• Requirement:
Reading the listing below, count the lines that contain the word "screenshot" and give that count alone.

• Data:
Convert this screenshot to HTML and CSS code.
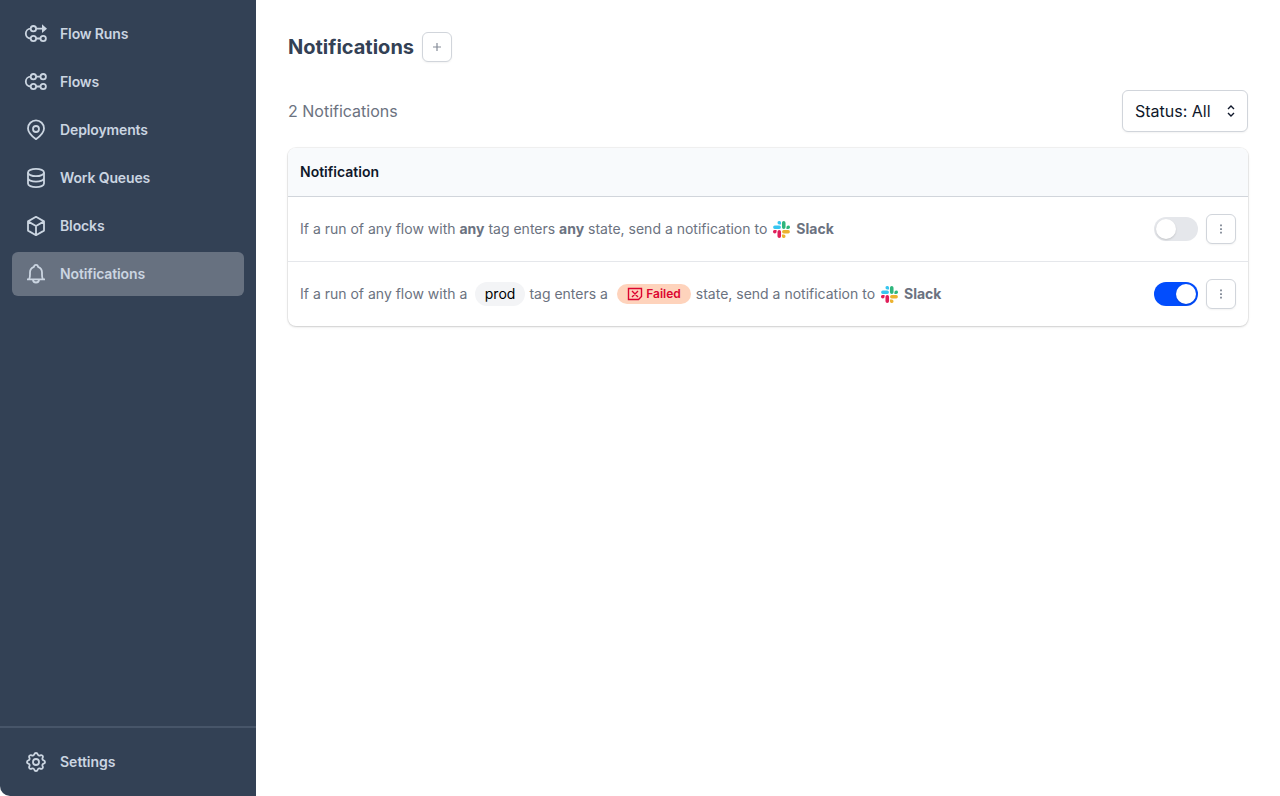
...
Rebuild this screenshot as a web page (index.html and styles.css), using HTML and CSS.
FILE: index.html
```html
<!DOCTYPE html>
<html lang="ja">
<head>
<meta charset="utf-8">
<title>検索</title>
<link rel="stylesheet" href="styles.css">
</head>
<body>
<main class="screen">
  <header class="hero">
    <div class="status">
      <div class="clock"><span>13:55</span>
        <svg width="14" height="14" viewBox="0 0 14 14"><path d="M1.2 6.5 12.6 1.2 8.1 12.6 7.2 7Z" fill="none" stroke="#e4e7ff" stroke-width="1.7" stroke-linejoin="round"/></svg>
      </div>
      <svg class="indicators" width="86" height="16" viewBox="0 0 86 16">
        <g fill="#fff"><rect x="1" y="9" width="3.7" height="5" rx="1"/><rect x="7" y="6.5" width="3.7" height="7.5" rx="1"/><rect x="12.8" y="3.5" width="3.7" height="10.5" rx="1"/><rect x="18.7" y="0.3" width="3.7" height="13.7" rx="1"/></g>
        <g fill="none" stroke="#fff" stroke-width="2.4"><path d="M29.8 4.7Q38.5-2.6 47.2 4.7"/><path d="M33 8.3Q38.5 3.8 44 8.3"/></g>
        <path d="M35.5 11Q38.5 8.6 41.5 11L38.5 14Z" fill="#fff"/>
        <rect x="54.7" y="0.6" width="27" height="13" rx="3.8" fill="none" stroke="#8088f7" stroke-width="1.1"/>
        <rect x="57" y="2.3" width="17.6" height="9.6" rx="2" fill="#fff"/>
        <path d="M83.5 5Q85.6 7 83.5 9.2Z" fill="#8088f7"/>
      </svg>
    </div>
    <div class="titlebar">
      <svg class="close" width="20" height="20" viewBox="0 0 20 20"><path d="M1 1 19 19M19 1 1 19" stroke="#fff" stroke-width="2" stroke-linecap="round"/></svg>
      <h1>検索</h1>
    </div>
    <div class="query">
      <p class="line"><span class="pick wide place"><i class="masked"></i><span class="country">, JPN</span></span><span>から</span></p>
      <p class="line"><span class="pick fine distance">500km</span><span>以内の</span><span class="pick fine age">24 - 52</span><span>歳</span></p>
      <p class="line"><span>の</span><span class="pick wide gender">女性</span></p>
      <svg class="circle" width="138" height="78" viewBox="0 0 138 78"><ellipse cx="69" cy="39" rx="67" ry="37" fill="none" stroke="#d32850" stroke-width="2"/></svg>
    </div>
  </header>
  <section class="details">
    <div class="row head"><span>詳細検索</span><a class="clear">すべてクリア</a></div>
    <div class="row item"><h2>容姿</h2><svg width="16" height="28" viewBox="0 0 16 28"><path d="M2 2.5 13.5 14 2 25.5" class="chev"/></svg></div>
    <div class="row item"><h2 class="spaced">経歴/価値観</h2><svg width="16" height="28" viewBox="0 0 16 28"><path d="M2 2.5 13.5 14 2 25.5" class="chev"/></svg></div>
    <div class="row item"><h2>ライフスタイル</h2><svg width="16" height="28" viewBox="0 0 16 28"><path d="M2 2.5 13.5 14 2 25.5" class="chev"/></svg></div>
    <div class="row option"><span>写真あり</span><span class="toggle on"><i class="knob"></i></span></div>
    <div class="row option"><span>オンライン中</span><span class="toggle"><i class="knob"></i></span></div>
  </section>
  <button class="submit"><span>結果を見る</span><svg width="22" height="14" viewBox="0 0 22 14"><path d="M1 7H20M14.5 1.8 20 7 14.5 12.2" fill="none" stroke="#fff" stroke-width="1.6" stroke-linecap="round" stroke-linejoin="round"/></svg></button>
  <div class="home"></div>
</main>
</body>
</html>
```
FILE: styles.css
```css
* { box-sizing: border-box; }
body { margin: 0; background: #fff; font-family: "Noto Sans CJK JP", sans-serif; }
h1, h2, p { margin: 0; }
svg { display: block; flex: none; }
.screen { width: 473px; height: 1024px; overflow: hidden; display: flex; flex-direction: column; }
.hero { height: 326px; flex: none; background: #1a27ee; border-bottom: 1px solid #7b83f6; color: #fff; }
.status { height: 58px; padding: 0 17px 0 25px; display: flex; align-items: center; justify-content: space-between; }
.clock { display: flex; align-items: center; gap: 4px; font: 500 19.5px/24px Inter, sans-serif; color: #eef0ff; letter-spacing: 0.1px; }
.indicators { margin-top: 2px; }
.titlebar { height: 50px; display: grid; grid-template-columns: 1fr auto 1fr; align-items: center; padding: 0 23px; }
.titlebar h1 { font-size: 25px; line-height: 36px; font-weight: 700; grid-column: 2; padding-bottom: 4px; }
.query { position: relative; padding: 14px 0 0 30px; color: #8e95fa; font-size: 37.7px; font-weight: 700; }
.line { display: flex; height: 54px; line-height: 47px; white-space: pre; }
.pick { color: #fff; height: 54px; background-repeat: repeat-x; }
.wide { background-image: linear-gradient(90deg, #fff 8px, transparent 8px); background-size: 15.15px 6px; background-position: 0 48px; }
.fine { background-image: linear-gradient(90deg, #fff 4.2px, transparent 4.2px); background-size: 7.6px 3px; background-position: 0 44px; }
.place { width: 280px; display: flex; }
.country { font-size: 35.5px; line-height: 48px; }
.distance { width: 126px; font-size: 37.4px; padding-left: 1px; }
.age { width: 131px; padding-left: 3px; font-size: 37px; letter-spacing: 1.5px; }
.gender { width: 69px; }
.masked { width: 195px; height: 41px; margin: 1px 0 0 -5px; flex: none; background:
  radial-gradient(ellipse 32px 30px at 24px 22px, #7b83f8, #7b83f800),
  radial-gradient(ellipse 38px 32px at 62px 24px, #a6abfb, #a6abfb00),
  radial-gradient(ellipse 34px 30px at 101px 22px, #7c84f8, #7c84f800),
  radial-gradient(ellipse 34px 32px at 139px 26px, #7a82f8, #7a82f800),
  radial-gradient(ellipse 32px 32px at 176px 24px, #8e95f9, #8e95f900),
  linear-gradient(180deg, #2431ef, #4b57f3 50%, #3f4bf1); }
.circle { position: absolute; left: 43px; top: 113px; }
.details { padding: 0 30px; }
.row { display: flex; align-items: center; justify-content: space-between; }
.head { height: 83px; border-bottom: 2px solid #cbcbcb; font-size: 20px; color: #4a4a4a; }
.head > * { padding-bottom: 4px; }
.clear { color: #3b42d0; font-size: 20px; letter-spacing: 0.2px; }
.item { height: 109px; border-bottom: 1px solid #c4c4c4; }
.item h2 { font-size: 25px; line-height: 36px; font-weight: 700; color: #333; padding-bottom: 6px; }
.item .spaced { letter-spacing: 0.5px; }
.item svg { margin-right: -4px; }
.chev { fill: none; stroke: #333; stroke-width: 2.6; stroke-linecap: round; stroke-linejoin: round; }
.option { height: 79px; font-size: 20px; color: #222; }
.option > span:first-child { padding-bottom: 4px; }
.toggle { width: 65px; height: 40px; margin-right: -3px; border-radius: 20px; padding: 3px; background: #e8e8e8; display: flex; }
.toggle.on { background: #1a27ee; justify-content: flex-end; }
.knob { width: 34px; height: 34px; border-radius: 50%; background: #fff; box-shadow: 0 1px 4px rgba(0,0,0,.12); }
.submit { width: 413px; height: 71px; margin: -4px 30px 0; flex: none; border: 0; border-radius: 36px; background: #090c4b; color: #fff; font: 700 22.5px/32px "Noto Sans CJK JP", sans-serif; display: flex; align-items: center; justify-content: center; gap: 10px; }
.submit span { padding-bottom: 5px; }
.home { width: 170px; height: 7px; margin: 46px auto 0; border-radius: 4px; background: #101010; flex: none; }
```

• Exercise response:
2